Aujourd’hui, tout cela est derrière eux. Ils essaient d’oublier. Ils continuent à se fréquenter comme auparavant, les habitants des deux villages se marient, commercent entre eux. «Beaucoup de choses nous lient. Tout ce que tu perds aujourd’hui, par la Grâce de Dieu, tu peux le retrouver. Nous avons convaincu beaucoup de nos parents, qui étaient partis vivre à Tamalé ou Accra, de revenir. Et ils sont revenus», assure Mathiew qui a, lui-même, perdu des biens dans l’attaque : ordinateur, écran plat, matériel d’énergie solaire. Mais, tout cela est aujourd’hui derrière. «Bien sûr que c’est difficile de faire table rase de tout cela. Mais, la paix vaut bien ce sacrifice», souligne Mathiew.

Ibrahima ANNE Légende : Cinq ans après l’attaque inter-communautaire, Disah se reconstruit et tente de tourner la page

TEMOIGNAGES

ABOU BABO, MARIE, PERE DE NEUF ENFANTS
«Je n’en veux à personne»
«J’ai perdu tout ce que j’avais dans ma maison : motos, vivres, habits. J’ai perdu dix vaches. Je me bats au quotidien pour récupérer tout ce que j’ai perdu. J’ai été aidé par Latif (jeune natif du village, Ndlr), les autorités, etc. Le jour des faits, j’ai été réveillé par des coups de feu. J’ai couru me réfugier dans la brousse. Mais, je n’en veux à personne».

AKALA BEHIN, COMMERÇANTE
«Nous avons pardonné»
«La nuit de l’incident, c’était terrible. Mon mari vit avec un handicap. Ce qui fait que c’était difficile pour nous de fuir les assaillants. Mon mari ne voulait pas quitter. C’est mon fils aîné qui est venu le forcer à partir en brousse en le portant sur son dos. Aujourd’hui, nous avons pardonné. Je ne serais même pas contre le fait que ma fille choisisse un des assaillants comme mari».

REVEREND MANGA, PASTEUR
«Evidemment que cela m’a attristé»
«J’étais à Damango pour une opération chirurgicale.
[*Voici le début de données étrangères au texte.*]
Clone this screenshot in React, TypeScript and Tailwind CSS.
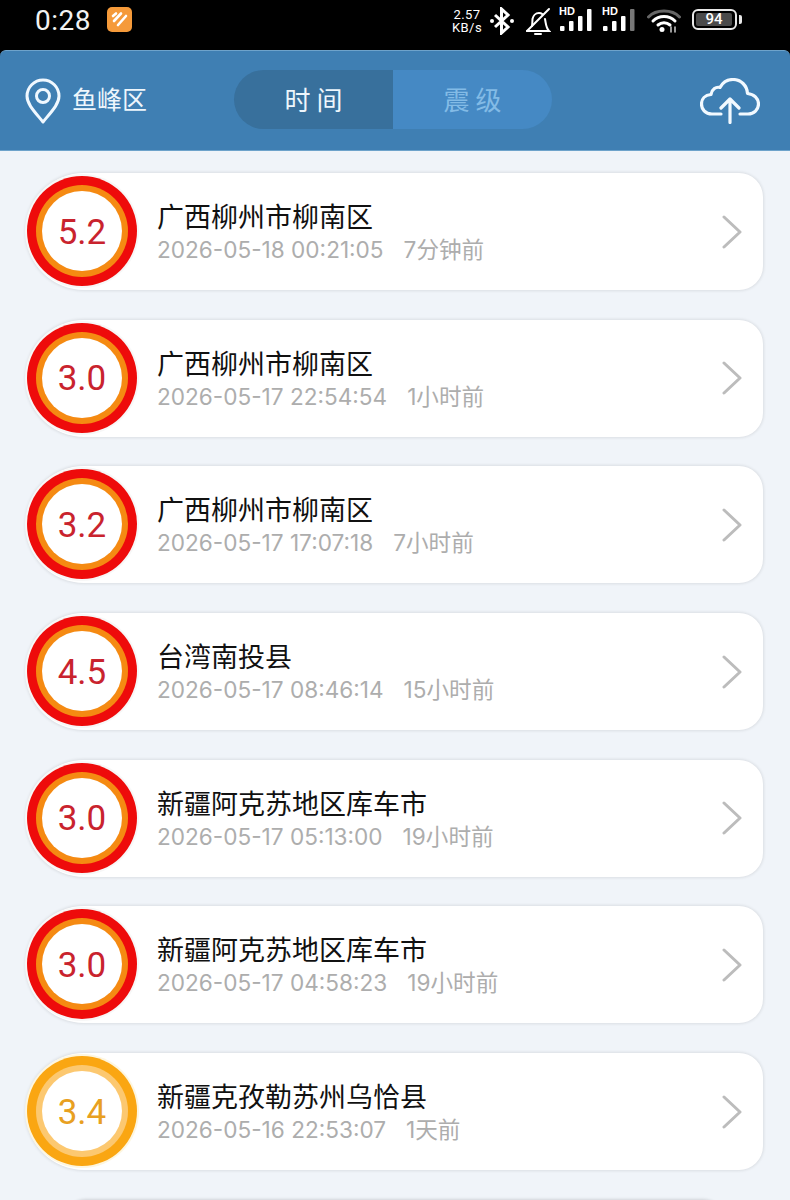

Revenu, j’ai vu ce qui s’est
passé. Evidemment que cela m’a attristé. (…) Les religieux nous ont soutenus pour
nous aider à nous reconstruire. C’est avec cela que nous arrivons à tenir»

CHEF ADAM YAKUBU, ASSISTANT ET PORTE-PAROLE DU CHEF DE
VILLAGE DE DABOYA
«Nous ne voulons pas revenir sur ce qui s’est passé»
«Depuis plus d’un siècle, nous vivons ensemble, en paix. Disah, c’est un
événement malheureux. Nous avons un chef qui dirige les affaires de la cité.
Tampulmas et Gonjas (les deux ethnies qui peuplent respectivement Disah et

Daboya, Ndlr) sont un et un seul peuple. Nous continuons de vivre comme
auparavant. On se rend visite. L’incident ne va plus se reproduire».